Short task
Give the data below again exactly as written, without its pictures.

[start of Given data]

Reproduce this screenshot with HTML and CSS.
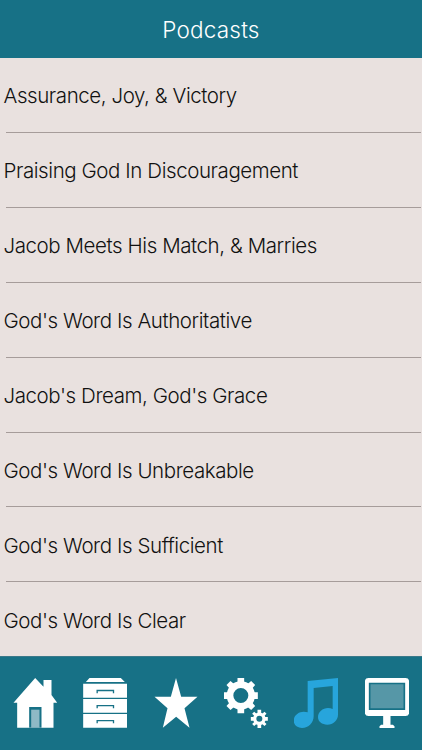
FILE: index.html
```html
<!DOCTYPE html>
<html lang="en">
<head>
  <meta charset="UTF-8">
  <meta name="viewport" content="width=device-width, initial-scale=1.0">
  <title>Podcasts</title>
  <link rel="stylesheet" href="styles.css">
</head>
<body>
  <header class="header">
    <h1 class="title">Podcasts</h1>
  </header>

  <main class="podcast-list">
    <a class="podcast">Assurance, Joy, &amp; Victory</a>
    <a class="podcast">Praising God In Discouragement</a>
    <a class="podcast">Jacob Meets His Match, &amp; Marries</a>
    <a class="podcast">God's Word Is Authoritative</a>
    <a class="podcast">Jacob's Dream, God's Grace</a>
    <a class="podcast">God's Word Is Unbreakable</a>
    <a class="podcast">God's Word Is Sufficient</a>
    <a class="podcast">God's Word Is Clear</a>
  </main>

  <nav class="tab-bar">
    <!-- Home -->
    <a class="tab">
      <svg class="icon" viewBox="39.5 66 132 150">
        <path d="M106 66L131 92V72H155V117L172 140H161V215H52V140H41Z"/>
        <path class="cutout" d="M88 153H125V215H88Z"/>
        <path class="glass" d="M94 161H119V215H94Z"/>
      </svg>
    </a>
    <!-- Archive -->
    <a class="tab">
      <svg class="icon" viewBox="250.5 66 132 150">
        <path d="M270 66H364L376 78H259Z"/>
        <path d="M251 83H383V125H251ZM251 129H383V170H251ZM251 174H383V215H251Z"/>
        <path class="handle" d="M293 112V103.500H342V112M293 157V149H342V157M293 202V194H342V202"/>
      </svg>
    </a>
    <!-- Favorites -->
    <a class="tab">
      <svg class="icon" viewBox="38.500 66 132 150">
        <path d="M104.500 66L120 122H169L130 157L145 215L105 182L65 215L79 157L40 122H89Z"/>
      </svg>
    </a>
    <!-- Settings -->
    <a class="tab">
      <svg class="icon" viewBox="249.5 66 132 150">
        <circle class="ring" cx="300" cy="118.500" r="32.500"/>
        <path d="M290 66H310V82H290ZM290 156H310V172H290ZM249 109H264V129H249ZM336 109H351V129H336Z"/>
        <path d="M257 87L269 75L284 88L270 102ZM343 87L331 75L316 88L330 102ZM257 150L269 162L284 149L270 135ZM343 150L331 162L316 149L330 135Z"/>
        <circle class="ring-small" cx="355.500" cy="188.500" r="14"/>
        <path d="M350 161H361V171H350ZM350 206H361V216H350ZM330 183H339V194H330ZM372 183H381V194H372ZM334 173L340 167L347 173L341 180ZM377 173L371 167L364 173L370 180ZM334 204L340 210L347 204L341 197ZM377 204L371 210L364 204L370 197Z"/>
      </svg>
    </a>
    <!-- Podcasts -->
    <a class="tab active">
      <svg class="icon" viewBox="40 66 132 150">
        <path d="M81 75L172 66V176C172 192 158 206 140 206C124 206 112 197 112 183C112 168 126 156 142 156C147 156 152 157 156 159V90L99 96V181C99 200 84 216 64 216C50 216 39 207 39 194C39 179 53 167 69 167C74 167 78 168 81 169Z"/>
      </svg>
    </a>
    <!-- Videos -->
    <a class="tab">
      <svg class="icon" viewBox="250.5 66 132 150">
        <rect x="250" y="66" width="133" height="114" rx="11"/>
        <path d="M305 178H327V206H334L339 211V216H294V211L299 206H305Z"/>
        <path class="cutout" d="M262 80H371V162H262Z"/>
        <path class="screen" d="M267 85H366V157H267Z"/>
      </svg>
    </a>
  </nav>
</body>
</html>
```
FILE: styles.css
```css
* {
  box-sizing: border-box;
  margin: 0;
  padding: 0;
}

body {
  height: 100vh;
  display: flex;
  flex-direction: column;
  overflow: hidden;
  background-color: #e9e1df;
  font-family: Inter, "Liberation Sans", sans-serif;
  font-weight: 300;
  color: #111;
}

.header {
  height: 58px;
  flex: none;
  display: flex;
  justify-content: center;
  align-items: center;
  padding-top: 1px;
  background-color: #177186;
  color: #fff;
}

.title {
  font-size: 22.5px;
  font-weight: 300;
  line-height: 28px;
  letter-spacing: 0.2px;
}

.podcast-list {
  flex: 1;
  min-height: 0;
  display: flex;
  flex-direction: column;
}

.podcast {
  flex: none;
  height: 74.91px;
  margin: 0 1px 0 6px;
  padding-top: 2px;
  border-bottom: 1px solid #a69c9a;
  display: flex;
  align-items: center;
  font-size: 20.5px;
  letter-spacing: -0.42px;
  text-indent: -2.5px;
  white-space: nowrap;
}

.podcast:last-child {
  border-bottom: none;
}

.tab-bar {
  height: 94px;
  flex: none;
  display: grid;
  grid-template-columns: repeat(6, 1fr);
  align-items: center;
  justify-items: center;
  padding-bottom: 1px;
  background-color: #177186;
  border-top: 1px solid #3a7889;
}

.tab {
  display: flex;
  color: #fff;
}

.tab.active {
  color: #27a5dc;
}

.icon {
  width: 44px;
  height: 50px;
  fill: currentColor;
}

.cutout {
  fill: #177186;
}

.glass {
  fill: #8fb9c6;
}

.screen {
  fill: #5697a7;
}

.handle {
  fill: none;
  stroke: #177186;
  stroke-width: 4;
}

.ring {
  fill: none;
  stroke: currentColor;
  stroke-width: 20;
}

.ring-small {
  fill: none;
  stroke: currentColor;
  stroke-width: 10;
}
```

[end of Given data]

Correct result
Reproduce this screenshot with HTML and CSS.
FILE: index.html
```html
<!DOCTYPE html>
<html lang="en">
<head>
  <meta charset="UTF-8">
  <meta name="viewport" content="width=device-width, initial-scale=1.0">
  <title>Podcasts</title>
  <link rel="stylesheet" href="styles.css">
</head>
<body>
  <header class="header">
    <h1 class="title">Podcasts</h1>
  </header>

  <main class="podcast-list">
    <a class="podcast">Assurance, Joy, &amp; Victory</a>
    <a class="podcast">Praising God In Discouragement</a>
    <a class="podcast">Jacob Meets His Match, &amp; Marries</a>
    <a class="podcast">God's Word Is Authoritative</a>
    <a class="podcast">Jacob's Dream, God's Grace</a>
    <a class="podcast">God's Word Is Unbreakable</a>
    <a class="podcast">God's Word Is Sufficient</a>
    <a class="podcast">God's Word Is Clear</a>
  </main>

  <nav class="tab-bar">
    <!-- Home -->
    <a class="tab">
      <svg class="icon" viewBox="39.5 66 132 150">
        <path d="M106 66L131 92V72H155V117L172 140H161V215H52V140H41Z"/>
        <path class="cutout" d="M88 153H125V215H88Z"/>
        <path class="glass" d="M94 161H119V215H94Z"/>
      </svg>
    </a>
    <!-- Archive -->
    <a class="tab">
      <svg class="icon" viewBox="250.5 66 132 150">
        <path d="M270 66H364L376 78H259Z"/>
        <path d="M251 83H383V125H251ZM251 129H383V170H251ZM251 174H383V215H251Z"/>
        <path class="handle" d="M293 112V103.500H342V112M293 157V149H342V157M293 202V194H342V202"/>
      </svg>
    </a>
    <!-- Favorites -->
    <a class="tab">
      <svg class="icon" viewBox="38.500 66 132 150">
        <path d="M104.500 66L120 122H169L130 157L145 215L105 182L65 215L79 157L40 122H89Z"/>
      </svg>
    </a>
    <!-- Settings -->
    <a class="tab">
      <svg class="icon" viewBox="249.5 66 132 150">
        <circle class="ring" cx="300" cy="118.500" r="32.500"/>
        <path d="M290 66H310V82H290ZM290 156H310V172H290ZM249 109H264V129H249ZM336 109H351V129H336Z"/>
        <path d="M257 87L269 75L284 88L270 102ZM343 87L331 75L316 88L330 102ZM257 150L269 162L284 149L270 135ZM343 150L331 162L316 149L330 135Z"/>
        <circle class="ring-small" cx="355.500" cy="188.500" r="14"/>
        <path d="M350 161H361V171H350ZM350 206H361V216H350ZM330 183H339V194H330ZM372 183H381V194H372ZM334 173L340 167L347 173L341 180ZM377 173L371 167L364 173L370 180ZM334 204L340 210L347 204L341 197ZM377 204L371 210L364 204L370 197Z"/>
      </svg>
    </a>
    <!-- Podcasts -->
    <a class="tab active">
      <svg class="icon" viewBox="40 66 132 150">
        <path d="M81 75L172 66V176C172 192 158 206 140 206C124 206 112 197 112 183C112 168 126 156 142 156C147 156 152 157 156 159V90L99 96V181C99 200 84 216 64 216C50 216 39 207 39 194C39 179 53 167 69 167C74 167 78 168 81 169Z"/>
      </svg>
    </a>
    <!-- Videos -->
    <a class="tab">
      <svg class="icon" viewBox="250.5 66 132 150">
        <rect x="250" y="66" width="133" height="114" rx="11"/>
        <path d="M305 178H327V206H334L339 211V216H294V211L299 206H305Z"/>
        <path class="cutout" d="M262 80H371V162H262Z"/>
        <path class="screen" d="M267 85H366V157H267Z"/>
      </svg>
    </a>
  </nav>
</body>
</html>
```
FILE: styles.css
```css
* {
  box-sizing: border-box;
  margin: 0;
  padding: 0;
}

body {
  height: 100vh;
  display: flex;
  flex-direction: column;
  overflow: hidden;
  background-color: #e9e1df;
  font-family: Inter, "Liberation Sans", sans-serif;
  font-weight: 300;
  color: #111;
}

.header {
  height: 58px;
  flex: none;
  display: flex;
  justify-content: center;
  align-items: center;
  padding-top: 1px;
  background-color: #177186;
  color: #fff;
}

.title {
  font-size: 22.5px;
  font-weight: 300;
  line-height: 28px;
  letter-spacing: 0.2px;
}

.podcast-list {
  flex: 1;
  min-height: 0;
  display: flex;
  flex-direction: column;
}

.podcast {
  flex: none;
  height: 74.91px;
  margin: 0 1px 0 6px;
  padding-top: 2px;
  border-bottom: 1px solid #a69c9a;
  display: flex;
  align-items: center;
  font-size: 20.5px;
  letter-spacing: -0.42px;
  text-indent: -2.5px;
  white-space: nowrap;
}

.podcast:last-child {
  border-bottom: none;
}

.tab-bar {
  height: 94px;
  flex: none;
  display: grid;
  grid-template-columns: repeat(6, 1fr);
  align-items: center;
  justify-items: center;
  padding-bottom: 1px;
  background-color: #177186;
  border-top: 1px solid #3a7889;
}

.tab {
  display: flex;
  color: #fff;
}

.tab.active {
  color: #27a5dc;
}

.icon {
  width: 44px;
  height: 50px;
  fill: currentColor;
}

.cutout {
  fill: #177186;
}

.glass {
  fill: #8fb9c6;
}

.screen {
  fill: #5697a7;
}

.handle {
  fill: none;
  stroke: #177186;
  stroke-width: 4;
}

.ring {
  fill: none;
  stroke: currentColor;
  stroke-width: 20;
}

.ring-small {
  fill: none;
  stroke: currentColor;
  stroke-width: 10;
}
```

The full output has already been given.